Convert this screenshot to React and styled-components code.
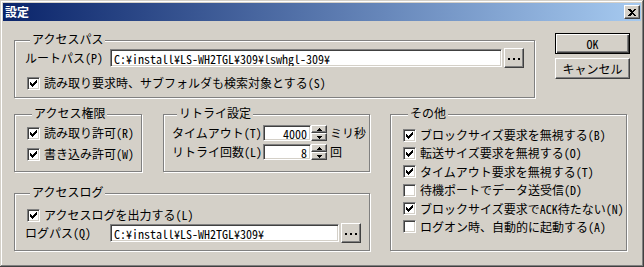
import styled, { createGlobalStyle } from "styled-components";

const GlobalStyle = createGlobalStyle`
  * { box-sizing: border-box; }
  html, body { margin: 0; padding: 0; background: #d4d0c8; }
  body {
    font-family: "Noto Sans CJK JP", "Noto Sans", sans-serif;
    font-size: 12px;
    line-height: 14px;
    color: #000;
    font-feature-settings: "hwid" 1;
  }
`;

const raised = `
  background: #d4d0c8;
  border: 1px solid;
  border-color: #fff #404040 #404040 #fff;
  box-shadow: inset -1px -1px #808080;
`;

const sunken = `
  border: 1px solid;
  border-color: #808080 #fff #fff #808080;
  box-shadow: inset 1px 1px #404040, inset -1px -1px #d4d0c8;
`;

const Window = styled.div`
  width: 644px;
  height: 267px;
  padding: 3px;
  background: #d4d0c8;
  box-shadow: inset -1px -1px #404040, inset 1px 1px #d4d0c8,
    inset -2px -2px #808080, inset 2px 2px #fff;
  display: flex;
  flex-direction: column;
`;

const TitleBar = styled.div`
  height: 18px;
  display: flex;
  align-items: center;
  justify-content: space-between;
  padding: 0 1px 0 2px;
  background: linear-gradient(to right, #0a246a, #a6caf0);
`;

const Title = styled.span`
  color: #fff;
  font-weight: bold;
`;

const CloseButton = styled.div`
  width: 16px;
  height: 14px;
  ${raised}
  display: flex;
  align-items: center;
  justify-content: center;
`;

const Body = styled.div`
  padding: 12px 0 0 11px;
`;

const TopRow = styled.div`
  display: flex;
  align-items: flex-start;
`;

const BottomRow = styled.div`
  display: flex;
  align-items: flex-start;
  margin-top: 16px;
`;

const LeftColumn = styled.div`
  width: 356px;
  display: flex;
  flex-direction: column;
  gap: 21px;
`;

const GroupPair = styled.div`
  display: flex;
  gap: 21px;
`;

const Group = styled.div`
  width: ${p => p.$w}px;
  height: ${p => p.$h}px;
  margin-top: ${p => p.$mt || 0}px;
  margin-left: ${p => p.$ml || 0}px;
  padding-left: ${p => p.$pl || 0}px;
  border: 1px solid #808080;
  box-shadow: inset 1px 1px #fff, 1px 1px #fff;
`;

const Legend = styled.div`
  width: fit-content;
  height: 14px;
  margin: -9px 0 0 ${p => p.$ml || 5}px;
  padding: 0 2px;
  background: #d4d0c8;
  white-space: nowrap;
`;

const Row = styled.div`
  display: flex;
  align-items: center;
  height: ${p => p.$h || 16}px;
  margin-top: ${p => p.$mt || 0}px;
  white-space: nowrap;
`;

const Label = styled.span`
  width: ${p => p.$w}px;
  flex: none;
`;

const TextBox = styled.div`
  width: ${p => p.$w}px;
  height: 18px;
  ${sunken}
  background: #fff;
  padding: 2px 3px 0;
  overflow: hidden;
  white-space: nowrap;
`;

const BrowseButton = styled.div`
  width: 20px;
  height: 20px;
  margin-left: 2px;
  ${raised}
  display: flex;
  align-items: center;
  justify-content: center;
  padding-top: 2px;
`;

const CheckList = styled.div`
  display: flex;
  flex-direction: column;
  justify-content: ${p => p.$spread ? "space-between" : "flex-start"};
  gap: ${p => p.$gap || 0}px;
  height: ${p => p.$h ? `${p.$h}px` : "auto"};
  margin-top: ${p => p.$mt || 0}px;
`;

const CheckRow = styled.div`
  display: flex;
  align-items: center;
  gap: 4px;
  height: 16px;
  white-space: nowrap;
  padding-left: ${p => p.$pl || 0}px;
`;

const Box = styled.span`
  width: 13px;
  height: 13px;
  flex: none;
  background: #fff;
  ${sunken}
  display: block;
  position: relative;
  svg { display: block; margin: -1px; }
`;

const SpinInput = styled.div`
  width: 48px;
  height: 16px;
  ${sunken}
  background: #fff;
  text-align: right;
  padding: 1px 3px 0 0;
`;

const Spinner = styled.div`
  width: 16px;
  height: 16px;
  display: flex;
  flex-direction: column;
`;

const SpinButton = styled.div`
  height: 8px;
  ${raised}
  display: flex;
  align-items: center;
  justify-content: center;
`;

const Unit = styled.span`
  margin-left: 3px;
`;

const ButtonColumn = styled.div`
  margin-left: 20px;
  display: flex;
  flex-direction: column;
  gap: 4px;
`;

const PushButton = styled.div`
  width: 75px;
  height: 21px;
  display: flex;
  align-items: center;
  justify-content: center;
  ${raised}
  ${p => p.$default && `
    border: 1px solid #000;
    box-shadow: inset 1px 1px #fff, inset -1px -1px #404040, inset -2px -2px #808080;
  `}
`;

function CheckMark() {
  const cols = [2, 3, 4, 3, 2, 1, 0];
  const d = cols.map((s, i) => `M${3 + i} ${3 + s}h1v3h-1z`).join("");
  return (
    <svg width="13" height="13" viewBox="0 0 13 13" shapeRendering="crispEdges">
      <path d={d} fill="#000" />
    </svg>
  );
}

function Check({ checked, children, pl }) {
  return (
    <CheckRow $pl={pl}>
      <Box>{checked && <CheckMark />}</Box>
      <span>{children}</span>
    </CheckRow>
  );
}

function Dots() {
  return (
    <svg width="14" height="4" viewBox="0 0 14 4" shapeRendering="crispEdges">
      <rect x="1" y="1" width="2" height="2" fill="#000" />
      <rect x="6" y="1" width="2" height="2" fill="#000" />
      <rect x="11" y="1" width="2" height="2" fill="#000" />
    </svg>
  );
}

function Arrow({ up }) {
  return (
    <svg width="5" height="3" viewBox="0 0 5 3" shapeRendering="crispEdges">
      <path d={up ? "M2 0h1v1h1v1h1v1H0V2h1V1h1z" : "M0 0h5v1H4v1H3v1H2V2H1V1H0z"} fill="#000" />
    </svg>
  );
}

function Spin({ value, unit }) {
  return (
    <>
      <SpinInput>{value}</SpinInput>
      <Spinner>
        <SpinButton><Arrow up /></SpinButton>
        <SpinButton><Arrow /></SpinButton>
      </Spinner>
      <Unit>{unit}</Unit>
    </>
  );
}

const others = [
  ["ブロックサイズ要求を無視する(B)", true],
  ["転送サイズ要求を無視する(O)", true],
  ["タイムアウト要求を無視する(T)", true],
  ["待機ポートでデータ送受信(D)", false],
  ["ブロックサイズ要求でACK待たない(N)", true],
  ["ログオン時、自動的に起動する(A)", false],
];

export default function App() {
  return (
    <>
      <GlobalStyle />
      <Window>
        <TitleBar>
          <Title>設定</Title>
          <CloseButton>
            <svg width="8" height="7" viewBox="0 0 8 7" shapeRendering="crispEdges">
              <path d="M0 0h2l2 2 2-2h2L5 3.5 8 7H6L4 5 2 7H0l3-3.5z" fill="#000" />
            </svg>
          </CloseButton>
        </TitleBar>
        <Body>
          <TopRow>
            <Group $w={521} $h={58} $mt={7} $pl={10}>
              <Legend>アクセスパス</Legend>
              <Row $h={20} $mt={2}>
                <Label $w={85}>ルートパス(P)</Label>
                <TextBox $w={392}>C:¥install¥LS-WH2TGL¥309¥lswhgl-309¥</TextBox>
                <BrowseButton><Dots /></BrowseButton>
              </Row>
              <Row $mt={7}>
                <Check checked pl={2}>読み取り要求時、サブフォルダも検索対象とする(S)</Check>
              </Row>
            </Group>
            <ButtonColumn>
              <PushButton $default>OK</PushButton>
              <PushButton>キャンセル</PushButton>
            </ButtonColumn>
          </TopRow>
          <BottomRow>
            <LeftColumn>
              <GroupPair>
                <Group $w={128} $h={58} $pl={12}>
                  <Legend>アクセス権限</Legend>
                  <CheckList $mt={5} $gap={5}>
                    <Check checked>読み取り許可(R)</Check>
                    <Check checked>書き込み許可(W)</Check>
                  </CheckList>
                </Group>
                <Group $w={207} $h={58} $pl={8}>
                  <Legend $ml={0}>リトライ設定</Legend>
                  <Row $mt={5}>
                    <Label $w={91}>タイムアウト(T)</Label>
                    <Spin value="4000" unit="ミリ秒" />
                  </Row>
                  <Row $mt={3}>
                    <Label $w={91}>リトライ回数(L)</Label>
                    <Spin value="8" unit="回" />
                  </Row>
                </Group>
              </GroupPair>
              <Group $w={356} $h={58} $pl={10}>
                <Legend>アクセスログ</Legend>
                <Row $mt={8}>
                  <Check checked pl={2}>アクセスログを出力する(L)</Check>
                </Row>
                <Row $h={20}>
                  <Label $w={85}>ログパス(Q)</Label>
                  <TextBox $w={229}>C:¥install¥LS-WH2TGL¥309¥</TextBox>
                  <BrowseButton><Dots /></BrowseButton>
                </Row>
              </Group>
            </LeftColumn>
            <Group $w={237} $h={137} $ml={20} $pl={12}>
              <Legend>その他</Legend>
              <CheckList $mt={7} $h={108} $spread>
                {others.map(([text, checked]) => (
                  <Check key={text} checked={checked}>{text}</Check>
                ))}
              </CheckList>
            </Group>
          </BottomRow>
        </Body>
      </Window>
    </>
  );
}
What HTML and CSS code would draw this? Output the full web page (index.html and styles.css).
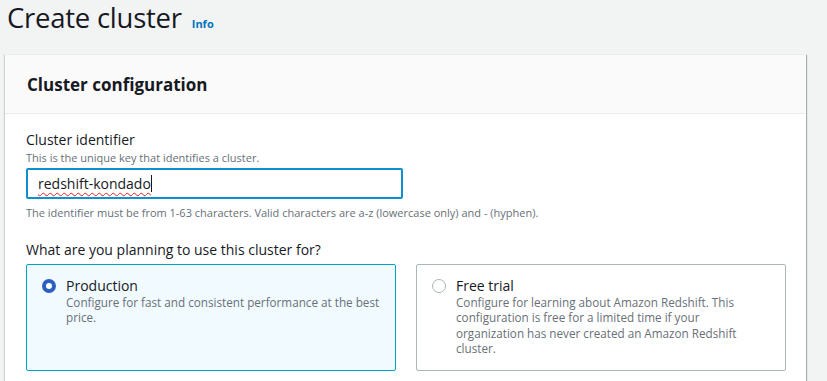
FILE: index.html
```html
<!DOCTYPE html>
<html>
<head>
<meta charset="utf-8">
<link rel="stylesheet" href="styles.css">
</head>
<body>
<div class="page">
  <div class="title-row">
    <h1 class="title">Create cluster</h1>
    <a class="info">Info</a>
  </div>
  <div class="card">
    <div class="card-header">
      <h2 class="card-title">Cluster configuration</h2>
    </div>
    <div class="card-body">
      <div class="field">
        <div class="label">Cluster identifier</div>
        <div class="desc">This is the unique key that identifies a cluster.</div>
        <div class="input"><span class="input-text">redshift-kondado</span><span class="caret"></span></div>
        <div class="constraint">The identifier must be from 1-63 characters. Valid characters are a-z (lowercase only) and - (hyphen).</div>
      </div>
      <div class="label question">What are you planning to use this cluster for?</div>
      <div class="tiles">
        <div class="tile selected">
          <span class="radio checked"></span>
          <div class="tile-text wide">
            <div class="tile-title">Production</div>
            <div class="tile-desc">Configure for fast and consistent performance at the best price.</div>
          </div>
        </div>
        <div class="tile">
          <span class="radio"></span>
          <div class="tile-text">
            <div class="tile-title">Free trial</div>
            <div class="tile-desc">Configure for learning about Amazon Redshift. This configuration is free for a limited time if your organization has never created an Amazon Redshift cluster.</div>
          </div>
        </div>
      </div>
    </div>
  </div>
</div>
</body>
</html>
```
FILE: styles.css
```css
* { box-sizing: border-box; }
html, body { margin: 0; padding: 0; }
body {
  background: #f2f3f3;
  font-family: "Open Sans", "Noto Sans", sans-serif;
  color: #16191f;
  width: 827px;
  height: 381px;
  overflow: hidden;
}
.page { padding: 0 21px 0 5px; }
.title-row {
  display: flex;
  align-items: baseline;
  padding-left: 2px;
  height: 54px;
}
.title {
  margin: 0;
  font-size: 27.5px;
  font-weight: 400;
  line-height: 36px;
  letter-spacing: -0.25px;
}
.info {
  margin-left: 10px;
  font-size: 11px;
  font-weight: 700;
  color: #0073bb;
}
.card {
  background: #fff;
  border-top: 1px solid #eaeded;
  box-shadow: 1px 1px 1px rgba(0, 28, 36, 0.3), -1px 1px 1px rgba(0, 28, 36, 0.15);
}
.card-header {
  background: #fafafa;
  border-bottom: 1px solid #eaeded;
  height: 59px;
  display: flex;
  align-items: center;
  padding-left: 22px;
}
.card-title {
  margin: 0;
  font-size: 17px;
  font-weight: 700;
}
.card-body { padding: 16px 20px 20px 21px; }
.label { font-size: 14px; line-height: 20px; }
.desc, .constraint { font-size: 11px; line-height: 16px; color: #687078; }
.input {
  margin-top: 2px;
  width: 377px;
  height: 31px;
  border: 2px solid #0f8fcf;
  border-radius: 2px;
  display: flex;
  align-items: center;
  padding-left: 10px;
  font-size: 14px;
}
.input-text {
  text-decoration: underline wavy #e02020;
  text-decoration-thickness: 1px;
  text-underline-offset: 3px;
}
.caret { width: 1px; height: 17px; background: #16191f; }
.constraint { margin-top: 6px; }
.question { margin-top: 19px; }
.tiles {
  margin-top: 4px;
  display: flex;
  gap: 20px;
}
.tile {
  width: 370px;
  height: 107px;
  border: 1px solid #aab7b8;
  border-radius: 2px;
  display: flex;
  padding: 12px 4px 12px 15px;
  gap: 10px;
}
.tile.selected { background: #f1faff; border-color: #00a1c9; }
.tile-text { flex: none; width: 313px; }
.tile-text.wide { width: 324px; }
.radio {
  flex: none;
  width: 14px;
  height: 14px;
  margin-top: 2px;
  border-radius: 50%;
  border: 1px solid #aab7b8;
  background: #fff;
}
.radio.checked { border: 4.5px solid #2c5fbf; }
.tile-title { font-size: 14px; line-height: 18px; }
.tile-desc { font-size: 11.7px; line-height: 15.3px; color: #687078; margin-top: 0; }
```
+++
EXERCISE TASK: Note every line above where the string "components" shows up, and copy those lines.

RESPONSE:
Convert this screenshot to React and styled-components code.
import styled, { createGlobalStyle } from "styled-components";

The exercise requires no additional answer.